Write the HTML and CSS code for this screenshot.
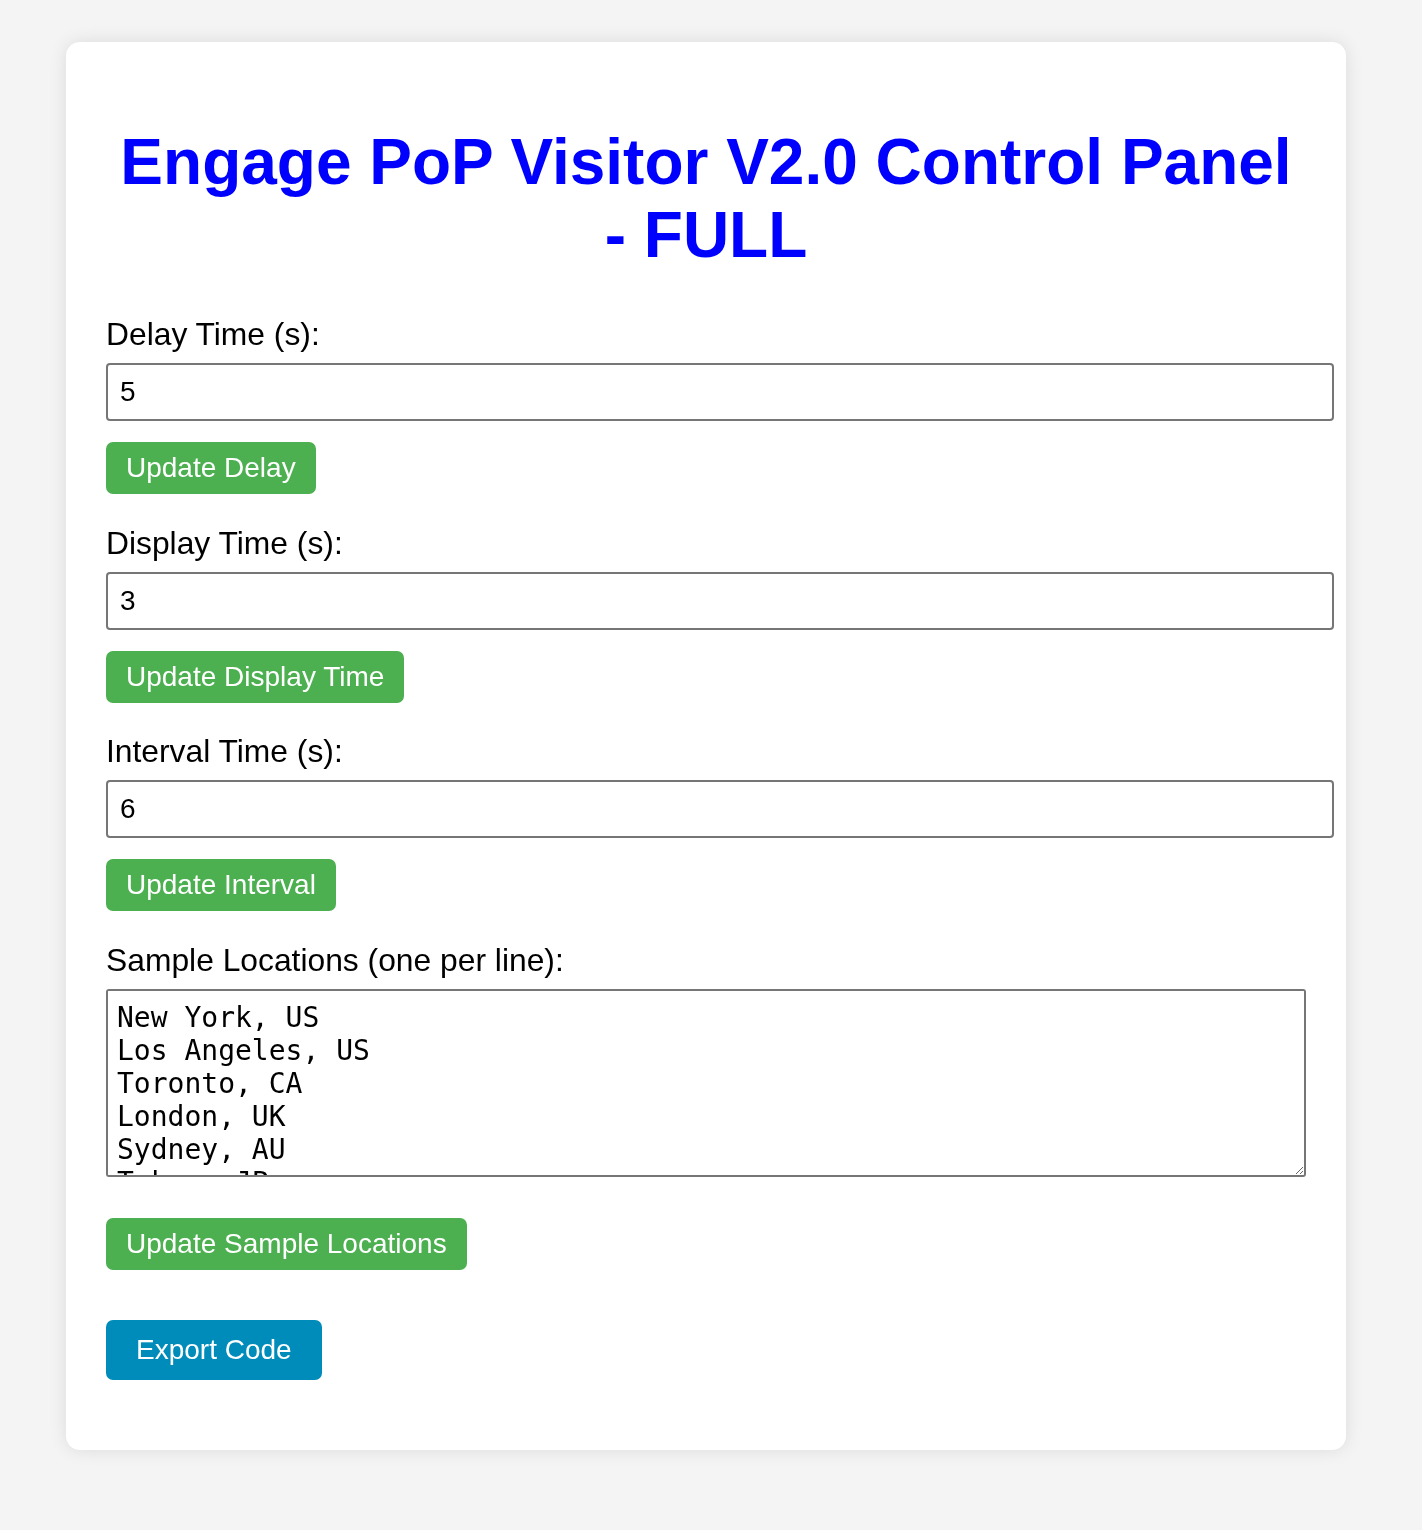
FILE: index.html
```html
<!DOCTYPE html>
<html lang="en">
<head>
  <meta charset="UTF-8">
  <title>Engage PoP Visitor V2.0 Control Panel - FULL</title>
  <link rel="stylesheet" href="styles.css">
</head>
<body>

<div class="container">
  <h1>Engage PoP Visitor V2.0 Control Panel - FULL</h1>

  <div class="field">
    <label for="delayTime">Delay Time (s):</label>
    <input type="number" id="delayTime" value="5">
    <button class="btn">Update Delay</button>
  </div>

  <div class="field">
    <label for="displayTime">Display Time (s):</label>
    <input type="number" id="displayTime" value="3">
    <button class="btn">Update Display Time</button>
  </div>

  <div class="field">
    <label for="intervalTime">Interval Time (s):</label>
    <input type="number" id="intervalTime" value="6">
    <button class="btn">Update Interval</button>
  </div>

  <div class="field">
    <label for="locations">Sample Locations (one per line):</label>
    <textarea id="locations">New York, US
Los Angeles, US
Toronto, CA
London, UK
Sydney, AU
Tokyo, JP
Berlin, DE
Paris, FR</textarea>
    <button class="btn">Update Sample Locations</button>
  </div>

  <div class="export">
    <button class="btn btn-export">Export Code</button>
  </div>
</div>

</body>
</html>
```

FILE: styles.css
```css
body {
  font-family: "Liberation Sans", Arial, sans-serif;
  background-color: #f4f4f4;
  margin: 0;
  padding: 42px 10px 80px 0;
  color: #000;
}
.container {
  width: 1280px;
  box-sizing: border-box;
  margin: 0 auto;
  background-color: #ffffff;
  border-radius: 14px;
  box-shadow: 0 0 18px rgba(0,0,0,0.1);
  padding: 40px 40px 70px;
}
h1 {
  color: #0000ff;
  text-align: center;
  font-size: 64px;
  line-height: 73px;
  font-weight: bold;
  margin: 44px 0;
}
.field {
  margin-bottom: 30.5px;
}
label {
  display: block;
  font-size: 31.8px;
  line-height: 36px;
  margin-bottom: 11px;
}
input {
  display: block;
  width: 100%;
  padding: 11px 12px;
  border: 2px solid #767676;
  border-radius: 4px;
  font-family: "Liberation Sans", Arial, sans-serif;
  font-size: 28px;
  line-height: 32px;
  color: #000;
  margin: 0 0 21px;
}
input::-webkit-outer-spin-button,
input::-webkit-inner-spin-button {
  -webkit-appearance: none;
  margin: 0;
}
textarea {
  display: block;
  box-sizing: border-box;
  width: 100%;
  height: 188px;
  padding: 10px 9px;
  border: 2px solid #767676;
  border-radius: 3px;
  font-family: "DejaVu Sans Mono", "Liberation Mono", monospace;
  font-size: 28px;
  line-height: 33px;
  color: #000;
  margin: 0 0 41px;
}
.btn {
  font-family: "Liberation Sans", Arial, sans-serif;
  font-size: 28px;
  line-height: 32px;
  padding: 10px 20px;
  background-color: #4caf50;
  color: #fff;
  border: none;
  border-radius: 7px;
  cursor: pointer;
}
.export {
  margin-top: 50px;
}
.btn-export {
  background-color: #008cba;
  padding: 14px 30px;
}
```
________________________
#### Task brief
Without including any picture, repeat the data exactly.

#### Solution to this problem
Write the HTML and CSS code for this screenshot.
FILE: index.html
```html
<!DOCTYPE html>
<html lang="en">
<head>
  <meta charset="UTF-8">
  <title>Engage PoP Visitor V2.0 Control Panel - FULL</title>
  <link rel="stylesheet" href="styles.css">
</head>
<body>

<div class="container">
  <h1>Engage PoP Visitor V2.0 Control Panel - FULL</h1>

  <div class="field">
    <label for="delayTime">Delay Time (s):</label>
    <input type="number" id="delayTime" value="5">
    <button class="btn">Update Delay</button>
  </div>

  <div class="field">
    <label for="displayTime">Display Time (s):</label>
    <input type="number" id="displayTime" value="3">
    <button class="btn">Update Display Time</button>
  </div>

  <div class="field">
    <label for="intervalTime">Interval Time (s):</label>
    <input type="number" id="intervalTime" value="6">
    <button class="btn">Update Interval</button>
  </div>

  <div class="field">
    <label for="locations">Sample Locations (one per line):</label>
    <textarea id="locations">New York, US
Los Angeles, US
Toronto, CA
London, UK
Sydney, AU
Tokyo, JP
Berlin, DE
Paris, FR</textarea>
    <button class="btn">Update Sample Locations</button>
  </div>

  <div class="export">
    <button class="btn btn-export">Export Code</button>
  </div>
</div>

</body>
</html>
```

FILE: styles.css
```css
body {
  font-family: "Liberation Sans", Arial, sans-serif;
  background-color: #f4f4f4;
  margin: 0;
  padding: 42px 10px 80px 0;
  color: #000;
}
.container {
  width: 1280px;
  box-sizing: border-box;
  margin: 0 auto;
  background-color: #ffffff;
  border-radius: 14px;
  box-shadow: 0 0 18px rgba(0,0,0,0.1);
  padding: 40px 40px 70px;
}
h1 {
  color: #0000ff;
  text-align: center;
  font-size: 64px;
  line-height: 73px;
  font-weight: bold;
  margin: 44px 0;
}
.field {
  margin-bottom: 30.5px;
}
label {
  display: block;
  font-size: 31.8px;
  line-height: 36px;
  margin-bottom: 11px;
}
input {
  display: block;
  width: 100%;
  padding: 11px 12px;
  border: 2px solid #767676;
  border-radius: 4px;
  font-family: "Liberation Sans", Arial, sans-serif;
  font-size: 28px;
  line-height: 32px;
  color: #000;
  margin: 0 0 21px;
}
input::-webkit-outer-spin-button,
input::-webkit-inner-spin-button {
  -webkit-appearance: none;
  margin: 0;
}
textarea {
  display: block;
  box-sizing: border-box;
  width: 100%;
  height: 188px;
  padding: 10px 9px;
  border: 2px solid #767676;
  border-radius: 3px;
  font-family: "DejaVu Sans Mono", "Liberation Mono", monospace;
  font-size: 28px;
  line-height: 33px;
  color: #000;
  margin: 0 0 41px;
}
.btn {
  font-family: "Liberation Sans", Arial, sans-serif;
  font-size: 28px;
  line-height: 32px;
  padding: 10px 20px;
  background-color: #4caf50;
  color: #fff;
  border: none;
  border-radius: 7px;
  cursor: pointer;
}
.export {
  margin-top: 50px;
}
.btn-export {
  background-color: #008cba;
  padding: 14px 30px;
}
```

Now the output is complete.